14 de agosto
Me voy a Calella. Es la vigilia del santo de la señora Maria —mi madre. Es una fiesta familiar importante —y como estamos en verano, todavía lo parece más. En verano las fiestas parecen más brillantes que en invierno.Cojo, como siempre, en la estación de Francia, el tren correo de las primeras horas de la tarde. Esta estación es desordenada e infecta. Hay una larga cola ante la ventanilla. Mucha gente, mucho calor. A veces la brisa del mar, húmeda, nos llena la nariz de la tufarada que exhalan las meadas de los caballos de los coches de punto, de los simones y de los ómnibus que hacen el servicio de la estación. Este olor del líquido, mezclado con el calor asfixiante y la impregnación del humo de carbón de las máquinas, produce una sinfonía olfativa de una amenidad muy escasa.

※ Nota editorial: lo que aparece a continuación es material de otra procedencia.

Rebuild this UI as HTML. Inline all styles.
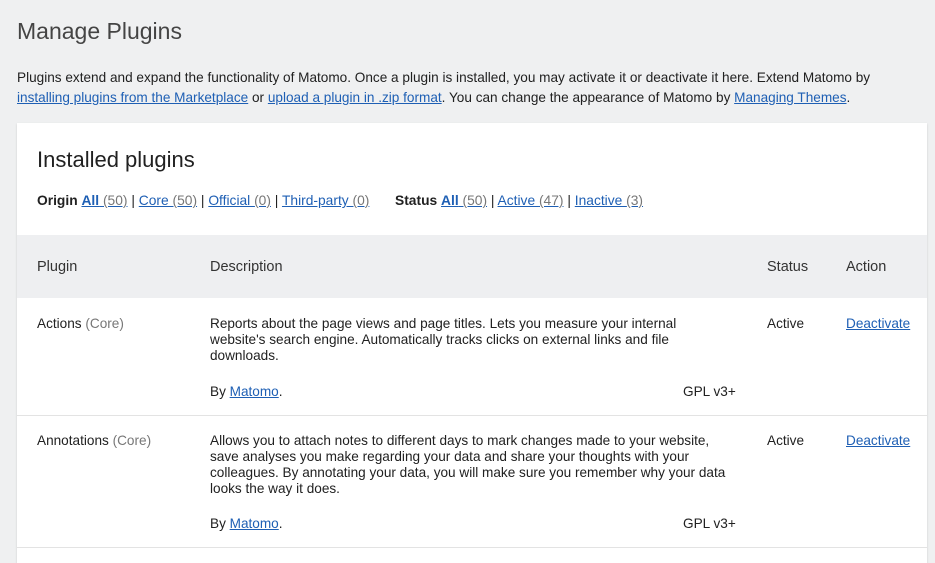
<!DOCTYPE html>
<html><head><style>
body{margin:0;width:935px;height:550px;background:#eff0f1;font-family:"Liberation Sans",sans-serif;color:#212121;overflow:hidden;position:relative}
.a{position:absolute;white-space:nowrap}
a{color:#1e5fb4;text-decoration:underline}
.g{color:#777}
h1{position:absolute;left:17px;top:18px;margin:0;font-size:23px;font-weight:normal;color:#444}
.p{font-size:13.6px;line-height:20px}
.card{position:absolute;left:17px;top:123px;width:910px;height:440px;background:#fff;box-shadow:0 1px 2px rgba(0,0,0,.15)}
.hd{position:absolute;left:0;top:112px;width:910px;height:63px;background:#eeeff1}
.sep{position:absolute;left:0;width:910px;height:1px;background:#e3e3e3}
.t{font-size:13.6px;line-height:16px}
</style></head><body>
<h1>Manage Plugins</h1>
<div class="a p" style="left:17px;top:68px">Plugins extend and expand the functionality of Matomo. Once a plugin is installed, you may activate it or deactivate it here. Extend Matomo by<br><a>installing plugins from the Marketplace</a> or <a>upload a plugin in .zip format</a>. You can change the appearance of Matomo by <a>Managing Themes</a>.</div>
<div class="card">
<div class="a" style="left:20px;top:24px;font-size:22px;color:#212121">Installed plugins</div>
<div class="a t" style="left:20px;top:70px;font-size:13.8px"><b>Origin</b> <a><b>All</b> <span class="g">(50)</span></a> | <a>Core <span class="g">(50)</span></a> | <a>Official <span class="g">(0)</span></a> | <a>Third-party <span class="g">(0)</span></a></div>
<div class="a t" style="left:378px;top:70px;font-size:13.8px"><b>Status</b> <a><b>All</b> <span class="g">(50)</span></a> | <a>Active <span class="g">(47)</span></a> | <a>Inactive <span class="g">(3)</span></a></div>
<div class="hd">
<div class="a" style="left:20px;top:24px;font-size:14.5px;color:#333">Plugin</div>
<div class="a" style="left:193px;top:24px;font-size:14.5px;color:#333">Description</div>
<div class="a" style="left:750px;top:24px;font-size:14.5px;color:#333">Status</div>
<div class="a" style="left:829px;top:24px;font-size:14.5px;color:#333">Action</div>
</div>
<div class="a t" style="left:20px;top:193px">Actions <span class="g">(Core)</span></div>
<div class="a t" style="left:193px;top:193px">Reports about the page views and page titles. Lets you measure your internal<br>website's search engine. Automatically tracks clicks on external links and file<br>downloads.</div>
<div class="a t" style="left:193px;top:261px">By <a>Matomo</a>.</div>
<div class="a t" style="left:666px;top:261px">GPL v3+</div>
<div class="a t" style="left:750px;top:193px">Active</div>
<div class="a t" style="left:829px;top:193px"><a>Deactivate</a></div>
<div class="sep" style="top:292px"></div>
<div class="a t" style="left:20px;top:310px">Annotations <span class="g">(Core)</span></div>
<div class="a t" style="left:193px;top:310px">Allows you to attach notes to different days to mark changes made to your website,<br>save analyses you make regarding your data and share your thoughts with your<br>colleagues. By annotating your data, you will make sure you remember why your data<br>looks the way it does.</div>
<div class="a t" style="left:193px;top:393px">By <a>Matomo</a>.</div>
<div class="a t" style="left:666px;top:393px">GPL v3+</div>
<div class="a t" style="left:750px;top:310px">Active</div>
<div class="a t" style="left:829px;top:310px"><a>Deactivate</a></div>
<div class="sep" style="top:424px"></div>
</div>
</body></html>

Finalmente el tren se pone en marcha y, como la gente ha aceptado unánimemente (cosa rara) la apertura de las ventanas, pasa un aire agradabilísimo. Pero la luz es muy dura y absolutamente incómoda, a pesar de su suciedad. El calor del verano, al aire libre, en este país, es tolerable porque siempre corre algún vientecillo. En cambio, la luz se pone entre ceja y ceja y causa como una ofuscación. El viaje es monótono. El tren se para en todas las estaciones. La gente baja y sube. Se oyen los toques de las campanillas. En cada estación el tilín es diferente. Los pitidos de las máquinas. Mirándolo bien, son una cosa bastante absurda estos pitidos.